• Given information
START

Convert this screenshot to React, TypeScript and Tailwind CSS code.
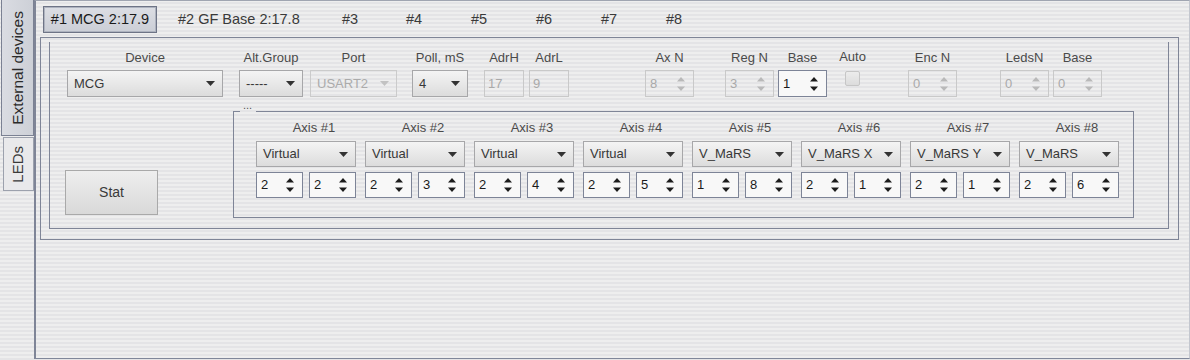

END
START

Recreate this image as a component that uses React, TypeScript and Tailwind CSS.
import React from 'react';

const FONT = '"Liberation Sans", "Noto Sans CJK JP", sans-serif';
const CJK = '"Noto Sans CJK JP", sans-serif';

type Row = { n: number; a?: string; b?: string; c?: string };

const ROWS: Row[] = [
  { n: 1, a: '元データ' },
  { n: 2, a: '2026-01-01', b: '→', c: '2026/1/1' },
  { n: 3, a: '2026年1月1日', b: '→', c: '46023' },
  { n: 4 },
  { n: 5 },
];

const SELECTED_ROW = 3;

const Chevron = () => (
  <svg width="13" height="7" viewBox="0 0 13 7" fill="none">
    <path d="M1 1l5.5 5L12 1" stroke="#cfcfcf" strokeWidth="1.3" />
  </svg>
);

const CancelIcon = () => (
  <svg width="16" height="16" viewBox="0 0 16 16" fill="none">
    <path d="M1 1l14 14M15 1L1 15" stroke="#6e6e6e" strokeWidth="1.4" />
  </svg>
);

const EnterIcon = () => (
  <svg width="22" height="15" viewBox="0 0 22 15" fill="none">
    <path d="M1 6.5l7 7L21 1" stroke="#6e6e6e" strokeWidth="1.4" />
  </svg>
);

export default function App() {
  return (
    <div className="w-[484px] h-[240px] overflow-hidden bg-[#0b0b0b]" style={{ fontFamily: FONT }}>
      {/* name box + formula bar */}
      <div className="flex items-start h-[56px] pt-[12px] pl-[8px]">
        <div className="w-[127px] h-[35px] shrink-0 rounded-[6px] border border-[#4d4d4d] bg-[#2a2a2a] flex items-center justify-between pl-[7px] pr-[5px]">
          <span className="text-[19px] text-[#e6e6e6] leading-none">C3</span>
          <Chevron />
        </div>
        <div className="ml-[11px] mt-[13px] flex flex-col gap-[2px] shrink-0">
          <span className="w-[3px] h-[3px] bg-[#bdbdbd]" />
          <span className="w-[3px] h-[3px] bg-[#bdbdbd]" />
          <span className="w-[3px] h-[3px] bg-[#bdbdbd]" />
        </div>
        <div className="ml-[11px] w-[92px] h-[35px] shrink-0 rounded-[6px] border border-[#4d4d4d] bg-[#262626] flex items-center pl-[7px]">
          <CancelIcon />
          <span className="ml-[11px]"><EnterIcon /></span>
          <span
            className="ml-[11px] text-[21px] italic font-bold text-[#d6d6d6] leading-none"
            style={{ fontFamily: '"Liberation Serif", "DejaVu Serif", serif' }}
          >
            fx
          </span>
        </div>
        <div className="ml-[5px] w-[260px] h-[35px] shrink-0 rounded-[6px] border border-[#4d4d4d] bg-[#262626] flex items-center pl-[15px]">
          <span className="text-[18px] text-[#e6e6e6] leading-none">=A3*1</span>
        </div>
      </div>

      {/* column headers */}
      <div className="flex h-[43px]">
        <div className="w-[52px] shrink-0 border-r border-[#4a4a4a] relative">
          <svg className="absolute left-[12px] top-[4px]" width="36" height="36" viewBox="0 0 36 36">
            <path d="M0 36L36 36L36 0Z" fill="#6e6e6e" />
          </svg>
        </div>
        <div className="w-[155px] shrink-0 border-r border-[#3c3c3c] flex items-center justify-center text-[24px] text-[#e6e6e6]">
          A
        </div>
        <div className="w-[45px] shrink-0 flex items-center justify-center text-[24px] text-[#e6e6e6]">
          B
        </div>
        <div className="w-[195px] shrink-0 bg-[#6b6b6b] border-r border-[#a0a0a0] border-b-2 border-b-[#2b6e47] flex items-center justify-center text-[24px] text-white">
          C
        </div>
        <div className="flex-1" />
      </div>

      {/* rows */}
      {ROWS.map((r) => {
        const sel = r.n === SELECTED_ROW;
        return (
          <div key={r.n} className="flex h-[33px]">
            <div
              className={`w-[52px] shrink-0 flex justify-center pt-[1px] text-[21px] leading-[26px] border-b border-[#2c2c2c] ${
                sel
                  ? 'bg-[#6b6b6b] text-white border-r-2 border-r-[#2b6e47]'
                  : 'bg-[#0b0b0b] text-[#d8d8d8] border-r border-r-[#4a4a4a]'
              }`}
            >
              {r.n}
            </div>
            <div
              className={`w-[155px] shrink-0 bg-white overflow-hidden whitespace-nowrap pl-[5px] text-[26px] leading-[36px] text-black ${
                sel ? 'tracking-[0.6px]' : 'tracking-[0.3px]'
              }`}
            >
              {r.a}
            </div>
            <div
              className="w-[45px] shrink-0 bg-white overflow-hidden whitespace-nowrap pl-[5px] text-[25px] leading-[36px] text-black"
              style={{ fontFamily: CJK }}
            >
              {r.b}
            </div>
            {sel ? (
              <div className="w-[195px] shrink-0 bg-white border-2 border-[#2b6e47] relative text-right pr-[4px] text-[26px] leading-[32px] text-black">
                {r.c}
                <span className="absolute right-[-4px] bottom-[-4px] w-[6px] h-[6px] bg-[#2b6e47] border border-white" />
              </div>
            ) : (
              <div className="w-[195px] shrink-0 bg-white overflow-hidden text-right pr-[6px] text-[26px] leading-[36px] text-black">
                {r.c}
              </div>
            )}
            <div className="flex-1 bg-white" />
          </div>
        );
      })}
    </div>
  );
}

END

• Goal of the exercise
Pick out all lines containing the string "this".

• Answer to the task
Convert this screenshot to React, TypeScript and Tailwind CSS code.
Recreate this image as a component that uses React, TypeScript and Tailwind CSS.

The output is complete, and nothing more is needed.